I made tabouli for the first time a couple of weeks ago using Kimberly Snyder’s recipe from her book “Beauty Detox Solution”, and I really liked it! It’s so fresh, tangy and delicious!
My husband (my best test-taster) though, didn’t love the slightly peppery and almost anise-like taste of the parsley. Since it’s been warm out, I thought a fresh Mediterranean salad would be perfect to start tonight’s dinner. This time, though, I would only use half of the parsley I used last time and I’d add in kale to make up for the other half of parsley in the recipe. I’d also add cayenne for a little kick.
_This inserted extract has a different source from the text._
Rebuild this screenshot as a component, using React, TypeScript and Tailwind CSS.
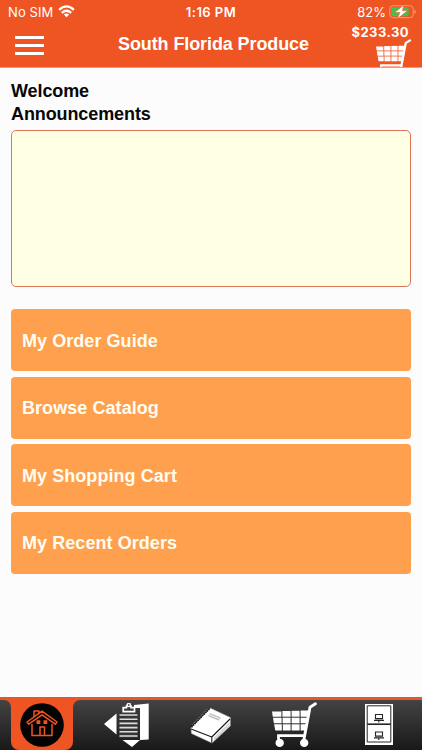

Without having told Peyman I changed up the salad, he told me, “I like the tabouli better today than the last time you made it”. My eyes lit up and I explained to him why. Yay! Hooray! This tabouli is husband-approved. Success!
Here’s the recipe.
Raw Parsley and Kale Tabouli Salad with Hemp Seeds
1 small bunch of curly or Italian parsley
1 small-medium bunch of kale, stems removed (I like lacinato/dinosaur kale but any will do)
1/2 white onion, diced
1 organic tomato, diced
6 heaping Tbsp hemp seeds
Juice of 1 lemon
1 1/2 garlic cloves, minced
1/4 C cold-pressed olive oil
1/2 t celtic or Himalayan sea salt
2 shakes of cayenne pepper
1. Chop parsley and kale (Will be quick if you use a food processor to chop the greens) and place in a large bowl with the onion, tomato and hemp seeds.
2. In a blender, combine lemon, garlic, olive oil and salt and blend until smooth.